Dr. Angela Sims, assistant professor of sociology and urban studies at Baron College, Columbia University, told host Darren Heyman that local tax structures and historic patterns of disinvestment have left Black middle‑class suburbs with weaker market values and fewer resources to provide public goods.
"What I'm arguing is that this long—this long‑standing asymmetry of resources across racial groups... is still with us," Sims said, describing how smaller tax bases force jurisdictions to either levy higher rates or accept lower revenues that reduce investment in schools, roads and other services. She framed Prince George's County as a "best‑case scenario" for Black affluence that nonetheless illustrates persistent constraints.
Sims recounted fieldwork in Prince George's County and said the jurisdiction continued to feel the effects of the Great Recession: foreclosures and predatory mortgage practices depressed home values and reduced tax revenue even as demand and needs rose. "They were left to figure it out for themselves," she said of affected communities, adding that banks that made risky loans were later "too big to fail. The government bailed them out."
The scholar used the phrases "vicious fiscal cycle" to describe how depressed property values and high public‑needs combine in predominantly Black jurisdictions, and "virtuous fiscal cycle" for neighboring wealthier areas that reinvest and grow property values. She pointed to comparative median home‑value examples during the conversation—citing roughly $350,000 as a median in Prince George's versus $450,000–$500,000 in wealthier neighboring Fairfax County—as a concrete illustration of how market values translate into tax capacity.

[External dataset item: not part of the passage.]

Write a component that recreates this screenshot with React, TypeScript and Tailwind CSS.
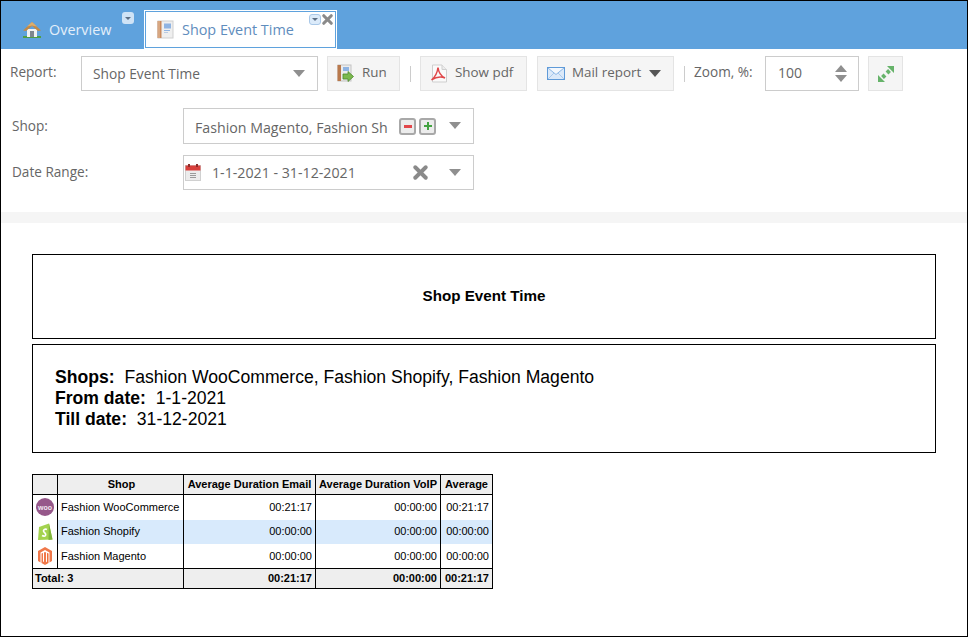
import { ReactNode } from 'react';
import { X } from 'lucide-react';

const rows = [
  { name: 'Fashion WooCommerce', icon: <WooIcon />, email: '00:21:17', voip: '00:00:00', avg: '00:21:17', selected: false, h: 'h-[25px]' },
  { name: 'Fashion Shopify', icon: <ShopifyIcon />, email: '00:00:00', voip: '00:00:00', avg: '00:00:00', selected: true, h: 'h-[24px]' },
  { name: 'Fashion Magento', icon: <MagentoIcon />, email: '00:00:00', voip: '00:00:00', avg: '00:00:00', selected: false, h: 'h-[25px]' },
];

function Caret({ className = 'border-t-[#8f8f8f]' }: { className?: string }) {
  return <span className={`block w-0 h-0 border-x-[6px] border-x-transparent border-t-[7px] ${className}`} />;
}

function MiniMenu({ className = '' }: { className?: string }) {
  return (
    <span className={`absolute flex items-center justify-center rounded-[3px] ${className}`}>
      <span className="block w-0 h-0 border-x-[3px] border-x-transparent border-t-[3px] border-t-[#5c6f85]" />
    </span>
  );
}

function HomeIcon() {
  return (
    <svg width="20" height="16" viewBox="0 0 20 16">
      <rect x="1" y="14" width="18" height="2" fill="#4f9e45" />
      <rect x="5" y="7" width="10" height="8" fill="#f2f2f2" />
      <rect x="8" y="9" width="4" height="6" fill="#7f868e" />
      <path d="M10 0 L19 8.5 L16 9 L10 4 L4 9 L1 8.5 Z" fill="#c08a4a" />
      <path d="M10 0 L15 4.5 L10 3.5 L5 4.5 Z" fill="#dcae6c" />
    </svg>
  );
}

function BookIcon() {
  return (
    <svg width="17" height="19" viewBox="0 0 17 19">
      <rect x="1" y="1" width="15" height="17" fill="#efefef" stroke="#cfcfcf" />
      <rect x="0.5" y="1" width="4" height="17" fill="#c98a5e" />
      <rect x="1.5" y="1" width="1" height="17" fill="#e8c3a4" />
      <rect x="7" y="3.5" width="7" height="5" fill="#8fb4e3" />
      <rect x="7" y="10" width="6" height="1" fill="#8fb4e3" />
      <rect x="7" y="12" width="4" height="1" fill="#b9cbe3" />
    </svg>
  );
}

function RunIcon() {
  return (
    <svg width="17" height="19" viewBox="0 0 17 19">
      <rect x="1" y="1" width="13" height="16" fill="#ececec" stroke="#c4c4c4" />
      <rect x="0.5" y="1" width="3.5" height="16" fill="#b9794c" />
      <rect x="6" y="3" width="6" height="4" fill="#8fb4e3" />
      <path d="M6 10 H11 V7.5 L16.5 12.5 L11 17.5 V15 H6 Z" fill="#7cb94e" stroke="#4d8a2c" strokeWidth="0.8" />
    </svg>
  );
}

function PdfIcon() {
  return (
    <svg width="18" height="19" viewBox="0 0 18 19">
      <path d="M2.5 1 H12 L16.5 5.5 V18 H2.5 Z" fill="#fafafa" stroke="#cfcfcf" />
      <path d="M12 1 V5.5 H16.5" fill="#ececec" stroke="#cfcfcf" />
      <path d="M8 3.5 C7.5 8 5 13 1.5 16 M8 3.5 C8.5 8 11 12 15 14 C11 12.5 6 13 1.5 16" fill="none" stroke="#e0484a" strokeWidth="1.5" />
    </svg>
  );
}

function MailIcon() {
  return (
    <svg width="18" height="13" viewBox="0 0 18 13">
      <rect x="0.5" y="0.5" width="17" height="12" fill="#dbe9f9" stroke="#5f9ad8" />
      <path d="M1 1 L9 7.5 L17 1" fill="#f4f8fd" stroke="#8db8e6" />
      <path d="M1 12 L7 6 M17 12 L11 6" stroke="#a9c9ec" fill="none" />
    </svg>
  );
}

function ExpandIcon() {
  return (
    <svg width="18" height="18" viewBox="0 0 18 18">
      <path d="M10 1 H17 V8 Z M1 10 V17 H8 Z" fill="#66b36a" />
      <path d="M5.5 12.5 L8 10 M10 8 L12.5 5.5" stroke="#66b36a" strokeWidth="4" fill="none" />
    </svg>
  );
}

function CalendarIcon() {
  return (
    <svg width="16" height="17" viewBox="0 0 16 17">
      <rect x="0.5" y="1.5" width="15" height="15" fill="#ececec" stroke="#d0d0d0" />
      <rect x="0.5" y="1.5" width="15" height="5" fill="#d8403c" />
      <rect x="3" y="0" width="2" height="3" fill="#8e2d2a" />
      <rect x="11" y="0" width="2" height="3" fill="#8e2d2a" />
      <rect x="5" y="9" width="6" height="1" fill="#9a9a9a" />
      <rect x="5" y="11" width="6" height="1" fill="#9a9a9a" />
      <rect x="5" y="13" width="6" height="1" fill="#9a9a9a" />
    </svg>
  );
}

function SquareButton({ children }: { children: ReactNode }) {
  return (
    <span className="flex items-center justify-center w-[17px] h-[17px] rounded-[3px] border-2 border-[#a8a8a8] bg-[#ececec]">
      {children}
    </span>
  );
}

function WooIcon() {
  return (
    <svg width="18" height="18" viewBox="0 0 18 18" className="mx-auto">
      <circle cx="9" cy="9" r="9" fill="#96588a" />
      <text x="9" y="11.5" textAnchor="middle" fontSize="7" fontWeight="700" fill="#f3e9f1" fontFamily="Liberation Sans, sans-serif">woo</text>
    </svg>
  );
}

function ShopifyIcon() {
  return (
    <svg width="17" height="19" viewBox="0 0 17 19" className="mx-auto">
      <path d="M2 5 L12 1.5 L15.5 17.5 L1 18 Z" fill="#a4d34f" />
      <path d="M12 1.5 L15.5 17.5 L11.5 18 Z" fill="#7fb53c" />
      <path d="M10 7.5 C8 6.5 5.5 8 7 10 C8.5 11.5 9.5 12 8.5 13.5 C7.5 14.5 6 14 5 13.5" fill="none" stroke="#fff" strokeWidth="1.7" />
    </svg>
  );
}

function MagentoIcon() {
  return (
    <svg width="14" height="18" viewBox="0 0 14 18" className="mx-auto">
      <path d="M7 0 L14 4 V14 L11.5 15.5 V5.5 L7 3 L2.5 5.5 V15.5 L0 14 V4 Z" fill="#f0784a" />
      <path d="M6 5.5 L7 5 L8 5.5 V16.5 L7 18 L3.5 16 V6.5 L5 6 V14.5 L6 15 Z" fill="#f0784a" />
      <path d="M8 5.5 L10.5 6.5 V16 L7 18 L8 15.5 L9 14.5 V6 Z" fill="#f0703a" />
    </svg>
  );
}

function ToolButton({ icon, label, w, caret, gap }: { icon: ReactNode; label: string; w: string; caret?: boolean; gap: string }) {
  return (
    <button className={`flex items-center h-[35px] pl-[9px] ${w} ${gap} border border-[#e4e4e4] bg-[#f5f5f5] text-[13.4px] text-[#666]`}>
      {icon}
      <span className="pb-[2px]">{label}</span>
      {caret && <Caret className="ml-[1px] border-t-[#555]" />}
    </button>
  );
}

export default function App() {
  return (
    <div className="w-[968px] h-[637px] border border-black bg-white overflow-hidden font-['Open_Sans',sans-serif]">
      {/* tab strip */}
      <div className="flex items-end h-[48px] bg-[#5fa2dd]">
        <div className="relative flex items-center w-[143px] h-[38px] pl-[21px] gap-[7px] text-[14.4px] text-[#e4effa]">
          <HomeIcon />
          <span>Overview</span>
          <MiniMenu className="right-[10px] top-[1px] w-[12px] h-[12px] bg-[#cfe3f6]" />
        </div>
        <div className="relative h-[39px] w-[193px] border border-white bg-white">
          <div className="flex items-center h-[37px] pl-[11px] gap-[8px] border border-[#5fa2dd] text-[14.4px] text-[#5f8dbd]">
            <BookIcon />
            <span>Shop Event Time</span>
          </div>
          <MiniMenu className="right-[15px] top-[3px] w-[12px] h-[11px] bg-[#dcebfa] border border-[#a9c8e8]" />
          <X size={15} strokeWidth={5} className="absolute right-[1px] top-[1px] text-[#8a8a8a]" />
        </div>
      </div>

      {/* report toolbar */}
      <div className="flex items-center h-[35px] mt-[7px] pl-[9px] text-[13.6px] text-[#666]">
        <span className="w-[71px] pb-[2px]">Report:</span>
        <div className="flex items-center justify-between w-[237px] h-[35px] pl-[11px] pr-[12px] border border-[#ccc] text-[13.75px]">
          <span className="pt-[1px]">Shop Event Time</span>
          <Caret />
        </div>
        <div className="w-[9px]" />
        <ToolButton icon={<RunIcon />} label="Run" w="w-[73px]" gap="gap-[8px]" />
        <span className="w-px h-[16px] ml-[10px] mr-[9px] bg-[#ccc]" />
        <ToolButton icon={<PdfIcon />} label="Show pdf" w="w-[107px]" gap="gap-[7px]" />
        <div className="w-[10px]" />
        <ToolButton icon={<MailIcon />} label="Mail report" w="w-[137px]" gap="gap-[7px]" caret />
        <span className="w-px h-[16px] ml-[10px] mr-[9px] bg-[#ccc]" />
        <span className="w-[71px] pb-[2px]">Zoom, %:</span>
        <div className="flex items-center justify-between w-[94px] h-[35px] pl-[12px] pr-[11px] border border-[#ccc] text-[14px]">
          <span className="pb-[2px]">100</span>
          <span className="flex flex-col gap-[3px]">
            <span className="block w-0 h-0 border-x-[6px] border-x-transparent border-b-[7px] border-b-[#8f8f8f]" />
            <Caret />
          </span>
        </div>
        <div className="w-[9px]" />
        <button className="flex items-center justify-center w-[35px] h-[35px] border border-[#e4e4e4] bg-[#f5f5f5]">
          <ExpandIcon />
        </button>
      </div>

      {/* filters */}
      <div className="flex items-center h-[36px] mt-[17px] pl-[11px] text-[13.6px] text-[#666]">
        <span className="w-[171px]">Shop:</span>
        <div className="flex items-center w-[291px] h-[36px] pl-[11px] border border-[#ccc]">
          <span className="w-[193px] pt-[4px] overflow-hidden whitespace-nowrap text-[14.2px]">Fashion Magento, Fashion Shopify, Fashion WooCommerce</span>
          <span className="flex gap-[3px] ml-[11px]">
            <SquareButton><span className="block w-[8px] h-[3px] bg-[#e2474b]" /></SquareButton>
            <SquareButton>
              <span className="relative block w-[8px] h-[8px]">
                <span className="absolute left-0 top-[3px] w-[8px] h-[2px] bg-[#43a341]" />
                <span className="absolute left-[3px] top-0 w-[2px] h-[8px] bg-[#43a341]" />
              </span>
            </SquareButton>
          </span>
          <Caret className="ml-[13px] mb-[2px] border-t-[#8f8f8f]" />
        </div>
      </div>
      <div className="flex items-center h-[35px] mt-[11px] pl-[11px] text-[13.6px] text-[#666]">
        <span className="w-[171px]">Date Range:</span>
        <div className="flex items-center w-[291px] h-[35px] border border-[#ccc]">
          <span className="ml-[1px]"><CalendarIcon /></span>
          <span className="ml-[11px] w-[198px] text-[14.2px]">1-1-2021 - 31-12-2021</span>
          <X size={21} strokeWidth={4.5} className="text-[#8a8a8a]" />
          <Caret className="ml-[18px] border-t-[#8f8f8f]" />
        </div>
      </div>

      <div className="h-[11px] mt-[22px] bg-[#f5f5f5]" />

      {/* report body */}
      <div className="pt-[31px] px-[31px] font-['Liberation_Sans',sans-serif] text-black">
        <div className="flex items-center justify-center w-[904px] h-[85px] border border-black text-[15.2px] font-bold">
          Shop Event Time
        </div>
        <div className="w-[904px] h-[109px] mt-[5px] pt-[22px] pl-[22px] border border-black text-[17.6px] leading-[21px]">
          <div><b>Shops:</b>&nbsp; Fashion WooCommerce, Fashion Shopify, Fashion Magento</div>
          <div><b>From date:</b>&nbsp; 1-1-2021</div>
          <div><b>Till date:</b>&nbsp; 31-12-2021</div>
        </div>

        <table className="w-[460px] mt-[21px] table-fixed border-collapse border border-black text-[11px]">
          <colgroup>
            <col className="w-[25px]" />
            <col className="w-[126px]" />
            <col className="w-[132px]" />
            <col className="w-[125px]" />
            <col className="w-[52px]" />
          </colgroup>
          <thead>
            <tr className="h-[20px] bg-[#eee] font-bold">
              <th className="border border-black" />
              <th className="border border-black pl-[2px] font-bold">Shop</th>
              <th className="border border-black font-bold whitespace-nowrap">Average Duration Email</th>
              <th className="border border-black font-bold whitespace-nowrap">Average Duration VoIP</th>
              <th className="border border-black font-bold">Average</th>
            </tr>
          </thead>
          <tbody>
            {rows.map(r => (
              <tr key={r.name} className={`${r.h} ${r.selected ? 'bg-[#d8eafc]' : ''}`}>
                <td className="border-x border-black bg-white p-0">{r.icon}</td>
                <td className="border-x border-black pl-[3px] whitespace-nowrap">{r.name}</td>
                <td className="border-x border-black pr-[3px] text-right">{r.email}</td>
                <td className="border-x border-black pr-[3px] text-right">{r.voip}</td>
                <td className="border-x border-black pr-[3px] text-right">{r.avg}</td>
              </tr>
            ))}
            <tr className="h-[20px] bg-[#eee] font-bold">
              <td colSpan={2} className="border border-black pl-[2px]">Total: 3</td>
              <td className="border border-black pr-[3px] text-right">00:21:17</td>
              <td className="border border-black pr-[3px] text-right">00:00:00</td>
              <td className="border border-black pr-[3px] text-right">00:21:17</td>
            </tr>
          </tbody>
        </table>
      </div>
    </div>
  );
}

On remedies, Sims urged multilevel action. At the federal level she recommended increasing revenue by taxing very high‑income households and corporations and directing funds to human services such as education and health care. At the state and metropolitan level, she said, limits on zero‑sum competition for businesses (tax incentives that erode revenue) and coordinated regional policies could reduce the pressure on struggling jurisdictions.
Sims also proposed targeted instruments she called "black equity funds" or reparative investments to correct historical harms. "We need to put as much energy into correcting the harm as we did to creating Jim Crow," she said, arguing that redistributive funding should accompany system redesign so that reparations are not repeatedly necessary.
Throughout the interview she situated contemporary fiscal disparities in a long history from Reconstruction through Jim Crow and into the modern period, and she urged sustained community organizing and coalition strategies to press for structural change. The episode concluded with information about Sims's book (publisher: Russell Sage Foundation) and where to purchase it.
Sims's proposals are normative and structural—she called for federal and state fiscal intervention rather than leaving service provision primarily to local property tax bases—and the interview included descriptive accounts from her research and interviews but no formal policy vote or legislative action.